1. Coolie Women in the Empire’s Rubber Garden: Historical and Contextual Background
2. “Tapping” Resources: (Re)Figuring the Labor of Coolie Women on Estates
3. Managing “Partnerships”: Domesticity and Entrepreneurial Endeavors
4. Negotiating Intimacies and Moralities: Enticements, Desertions, Violence, and Gendered Trials
5. Becoming “Ranis”: Coolie Women as Rani Jhansi Regiment Recruits in World War II

Fleeting Agencies disrupts the male-dominated narratives by focusing on gendered patterns of migration and showing how South Asian women labour migrants engaged with the process of migration, interacted with other migrants and negotiated colonial laws. This is the first study of Indian coolie women in British Malaya to date.

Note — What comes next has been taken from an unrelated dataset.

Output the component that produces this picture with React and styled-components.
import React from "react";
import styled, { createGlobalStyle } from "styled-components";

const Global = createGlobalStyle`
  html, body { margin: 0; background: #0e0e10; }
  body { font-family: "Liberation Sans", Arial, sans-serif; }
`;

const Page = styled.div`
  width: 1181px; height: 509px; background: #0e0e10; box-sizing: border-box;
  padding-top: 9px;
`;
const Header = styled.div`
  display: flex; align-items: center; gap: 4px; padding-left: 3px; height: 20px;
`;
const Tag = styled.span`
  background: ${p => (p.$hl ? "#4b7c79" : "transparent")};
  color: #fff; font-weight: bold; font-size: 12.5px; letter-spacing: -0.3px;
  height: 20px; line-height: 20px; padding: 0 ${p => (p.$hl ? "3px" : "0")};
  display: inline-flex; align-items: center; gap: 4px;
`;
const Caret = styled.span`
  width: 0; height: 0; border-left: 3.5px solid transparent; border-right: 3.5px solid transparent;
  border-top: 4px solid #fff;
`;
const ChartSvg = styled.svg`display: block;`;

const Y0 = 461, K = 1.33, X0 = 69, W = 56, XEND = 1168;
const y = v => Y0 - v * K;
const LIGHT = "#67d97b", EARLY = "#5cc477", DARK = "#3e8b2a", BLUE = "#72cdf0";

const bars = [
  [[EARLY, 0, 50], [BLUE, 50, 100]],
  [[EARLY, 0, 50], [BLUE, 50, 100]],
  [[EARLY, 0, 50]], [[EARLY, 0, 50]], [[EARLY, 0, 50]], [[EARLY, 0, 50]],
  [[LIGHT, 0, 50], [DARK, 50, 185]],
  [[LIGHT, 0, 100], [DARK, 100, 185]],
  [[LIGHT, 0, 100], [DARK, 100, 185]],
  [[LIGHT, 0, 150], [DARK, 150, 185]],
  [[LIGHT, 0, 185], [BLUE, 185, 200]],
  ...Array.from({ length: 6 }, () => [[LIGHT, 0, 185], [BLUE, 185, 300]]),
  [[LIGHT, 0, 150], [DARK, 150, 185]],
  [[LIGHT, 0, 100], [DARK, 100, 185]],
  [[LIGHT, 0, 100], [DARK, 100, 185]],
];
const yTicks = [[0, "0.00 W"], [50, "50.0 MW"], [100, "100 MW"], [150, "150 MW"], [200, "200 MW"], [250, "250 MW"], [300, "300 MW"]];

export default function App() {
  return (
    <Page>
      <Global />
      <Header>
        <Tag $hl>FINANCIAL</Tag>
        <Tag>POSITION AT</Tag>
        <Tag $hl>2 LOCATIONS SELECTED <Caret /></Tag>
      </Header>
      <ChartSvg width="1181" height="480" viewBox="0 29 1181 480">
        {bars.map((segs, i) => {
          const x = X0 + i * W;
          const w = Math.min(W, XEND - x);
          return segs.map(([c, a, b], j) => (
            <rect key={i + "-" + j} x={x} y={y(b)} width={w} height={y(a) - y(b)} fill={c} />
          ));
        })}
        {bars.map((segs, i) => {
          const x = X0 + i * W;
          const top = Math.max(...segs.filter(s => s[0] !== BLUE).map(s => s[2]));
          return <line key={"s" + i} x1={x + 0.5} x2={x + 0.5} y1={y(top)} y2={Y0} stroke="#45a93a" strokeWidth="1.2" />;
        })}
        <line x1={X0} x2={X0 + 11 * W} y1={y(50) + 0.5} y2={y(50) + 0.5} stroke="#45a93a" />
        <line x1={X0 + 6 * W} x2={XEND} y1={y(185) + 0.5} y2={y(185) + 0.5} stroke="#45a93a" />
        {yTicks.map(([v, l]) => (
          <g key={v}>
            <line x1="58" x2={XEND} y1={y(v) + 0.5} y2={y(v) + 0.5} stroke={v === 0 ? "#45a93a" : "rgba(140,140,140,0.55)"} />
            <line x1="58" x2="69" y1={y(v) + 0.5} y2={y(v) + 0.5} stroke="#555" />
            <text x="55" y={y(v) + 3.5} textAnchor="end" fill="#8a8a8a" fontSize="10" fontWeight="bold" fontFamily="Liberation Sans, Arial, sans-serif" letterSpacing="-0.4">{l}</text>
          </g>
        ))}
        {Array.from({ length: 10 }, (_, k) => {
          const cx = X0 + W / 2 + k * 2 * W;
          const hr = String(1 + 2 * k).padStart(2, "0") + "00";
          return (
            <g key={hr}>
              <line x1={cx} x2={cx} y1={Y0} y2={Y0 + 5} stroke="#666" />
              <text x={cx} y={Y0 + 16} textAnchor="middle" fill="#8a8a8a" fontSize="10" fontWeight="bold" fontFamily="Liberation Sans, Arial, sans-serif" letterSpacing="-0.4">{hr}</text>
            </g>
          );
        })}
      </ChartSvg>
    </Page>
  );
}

In exploring the politicization of labour migration trends and gender relations in the colonial plantation society in British Malaya, the author foregrounds how the migrant Indian 'coolie' women manipulated colonial legal and administrative perceptions of Indian women; their gender-prescriptive roles, relations within patriarchal marriage institutions, and even the emerging Indian national independence movement in India and Malaya. All this, to ensure their survival, escape from unfavourable relations and situations, and improve their lives. The book also introduces the concept of situational or fleeting agency, which contributes to further a nuanced understanding of agency in the lives of Indian coolie women.